When ISFJ parents and INTJ children learn to work with their personality differences rather than against them, they often develop exceptionally strong and resilient relationships that benefit both parties throughout their lives.

INTJ children who grow up with ISFJ parents often develop a deep appreciation for emotional intelligence and relationship skills that might not come naturally to them. They learn the value of considering others’ feelings and maintaining important relationships, skills that serve them well in their personal and professional lives.

Meanwhile, ISFJ parents often develop greater confidence in their child’s competence and decision-making abilities. They learn that love can be expressed through trust and respect for independence, not just through emotional support and protection. This understanding often makes them more effective parents to all their children, regardless of personality type.

The INTJ child’s logical approach to problems can also benefit the entire family system. They often bring valuable perspective to family decisions and help their ISFJ parents think through challenges more systematically. This complementary dynamic creates stronger family problem-solving overall.

In my professional experience, I’ve seen how people who learn to work effectively with different personality types become more versatile leaders and collaborators. ISFJ parents who successfully parent INTJ children often become more skilled at managing diverse teams and understanding different working styles.

As INTJ children mature into adults, they often develop profound gratitude for their ISFJ parent’s unwavering support and emotional stability. While they may not have appreciated the emotional approach during their teenage years, they often come to value how their parent’s caring nature provided a secure foundation for their own development.

The relationship also tends to become more balanced over time. Adult INTJ children often become important sources of practical advice and logical perspective for their ISFJ parents, while continuing to benefit from their parent’s emotional wisdom and relationship insights.

Perhaps most importantly, both parent and child learn that love doesn’t require similarity. They discover that respecting and supporting someone’s authentic nature, even when it differs from their own, creates deeper and more meaningful relationships than trying to make everyone the same.

This understanding often extends beyond the parent-child relationship, helping both individuals build stronger connections with friends, partners, and colleagues who have different personality types. The skills learned in navigating this family dynamic become valuable tools for all their future relationships.

Understanding personality differences in family relationships can be complex, but it’s one of the most rewarding aspects of creating a truly supportive home environment. Co-parenting strategies and family dynamics all benefit when we learn to appreciate different personality strengths rather than trying to change them.
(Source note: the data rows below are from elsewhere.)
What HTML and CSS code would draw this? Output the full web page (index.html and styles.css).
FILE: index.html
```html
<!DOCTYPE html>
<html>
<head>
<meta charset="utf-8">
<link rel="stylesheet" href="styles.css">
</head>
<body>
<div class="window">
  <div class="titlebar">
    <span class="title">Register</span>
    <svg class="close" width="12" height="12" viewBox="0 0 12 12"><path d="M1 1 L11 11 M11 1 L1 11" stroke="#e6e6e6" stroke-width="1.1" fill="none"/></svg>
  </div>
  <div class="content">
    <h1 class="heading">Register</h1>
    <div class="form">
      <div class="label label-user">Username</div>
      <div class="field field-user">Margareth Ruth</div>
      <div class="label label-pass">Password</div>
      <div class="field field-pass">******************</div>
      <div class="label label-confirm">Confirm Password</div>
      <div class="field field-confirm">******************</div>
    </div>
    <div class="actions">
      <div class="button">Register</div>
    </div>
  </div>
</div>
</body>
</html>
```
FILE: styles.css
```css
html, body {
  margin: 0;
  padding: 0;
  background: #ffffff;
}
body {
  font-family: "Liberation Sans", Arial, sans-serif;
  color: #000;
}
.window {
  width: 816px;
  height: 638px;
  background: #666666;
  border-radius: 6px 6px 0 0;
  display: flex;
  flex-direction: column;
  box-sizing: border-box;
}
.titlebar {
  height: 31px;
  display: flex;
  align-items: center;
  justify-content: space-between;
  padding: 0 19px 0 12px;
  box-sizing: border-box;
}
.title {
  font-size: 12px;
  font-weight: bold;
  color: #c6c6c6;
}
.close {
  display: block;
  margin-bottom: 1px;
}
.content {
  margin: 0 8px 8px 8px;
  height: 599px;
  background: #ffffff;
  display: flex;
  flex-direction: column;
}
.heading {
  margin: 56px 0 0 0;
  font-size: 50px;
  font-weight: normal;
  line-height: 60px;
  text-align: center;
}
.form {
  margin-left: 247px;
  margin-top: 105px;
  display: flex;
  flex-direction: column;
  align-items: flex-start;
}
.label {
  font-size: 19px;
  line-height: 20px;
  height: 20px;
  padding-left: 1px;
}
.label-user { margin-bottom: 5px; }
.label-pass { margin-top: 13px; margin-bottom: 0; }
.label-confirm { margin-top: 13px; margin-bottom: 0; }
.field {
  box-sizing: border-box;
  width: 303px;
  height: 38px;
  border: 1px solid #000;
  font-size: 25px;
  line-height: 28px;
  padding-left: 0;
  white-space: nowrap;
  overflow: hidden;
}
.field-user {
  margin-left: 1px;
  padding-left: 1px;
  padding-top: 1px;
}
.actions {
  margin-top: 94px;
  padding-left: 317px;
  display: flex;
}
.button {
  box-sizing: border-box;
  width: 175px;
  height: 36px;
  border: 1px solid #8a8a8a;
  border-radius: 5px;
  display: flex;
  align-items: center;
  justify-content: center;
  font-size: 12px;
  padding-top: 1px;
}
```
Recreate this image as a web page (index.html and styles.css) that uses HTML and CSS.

For more insights on navigating personality differences in family relationships, explore our Introvert Family Dynamics & Parenting hub page.

About the Author

Keith Lacy is an introvert who’s learned to embrace his true self later in life. After spending over 20 years in advertising and managing teams for Fortune 500 brands, Keith discovered the power of understanding personality differences in both professional and personal relationships. As an INTJ, he brings firsthand experience to understanding how introverted personalities navigate family dynamics, career challenges, and personal growth. Keith’s insights come from both professional leadership experience and personal journey of self-discovery, making complex personality concepts accessible and practical for everyday life. He writes with the perspective of someone who has learned that our differences are often our greatest strengths, especially in the relationships that matter most.

Frequently Asked Questions

How can ISFJ parents tell if their INTJ child feels loved and supported?

INTJ children show love and appreciation differently than more emotionally expressive children. Look for signs like sharing their interests or projects with you, asking for your practical advice on important decisions, or simply being comfortable in your presence without feeling the need to fill silence with conversation. They may also demonstrate trust by being honest about their struggles or by including you in their future plans. Rather than expecting verbal affirmations or physical affection, watch for their willingness to spend time with you and their openness about their thoughts and goals.

What should ISFJ parents do when their INTJ child seems to reject emotional support?

When an INTJ child appears to reject emotional support, they’re usually indicating a preference for practical help or simply space to process on their own. Instead of taking this personally, try offering different types of support. Ask “What would be most helpful right now?” or “Do you need resources, space, or something else?” Sometimes the best support is simply saying “I’m here if you need anything” and then respecting their need for independence. Remember that their preference for handling challenges alone isn’t a rejection of your love, it’s their natural problem-solving style.

How can ISFJ parents maintain connection without overwhelming their INTJ child?

Focus on quality over quantity in your interactions. Instead of daily emotional check-ins, establish predictable times for connection, such as weekly conversations about upcoming challenges or monthly discussions about their interests and goals. Let your INTJ child lead these conversations and share what they want to discuss. Show interest in their projects and ideas rather than constantly asking about feelings. Respect their need for alone time and closed doors, understanding that this recharging time actually enables them to be more present when you do connect.

Why does my INTJ child question rules and authority so much?

INTJ children have a natural need to understand the logic behind rules and expectations. They’re not being defiant when they ask “why,” they’re trying to make sense of the system so they can operate within it effectively. This questioning actually indicates respect for your authority, they want to understand your reasoning so they can agree with it. When you explain the logic behind rules, INTJ children are much more likely to follow them willingly and even when you’re not around to enforce them. Try to see their questions as engagement rather than challenge.

How should ISFJ parents handle discipline with their INTJ child?

Effective discipline with INTJ children focuses on logical consequences rather than emotional appeals. Explain clearly how their choices led to specific outcomes and involve them in developing solutions to prevent future problems. Avoid lengthy discussions about how their behavior affects others’ feelings, instead focus on practical consequences and problem-solving. Give them time to process before having disciplinary conversations, and separate your emotional reactions from the logical consequences. Ask questions like “What do you think would be a fair consequence?” or “How can we prevent this from happening again?” This approach honors their need for autonomy while maintaining your parental authority.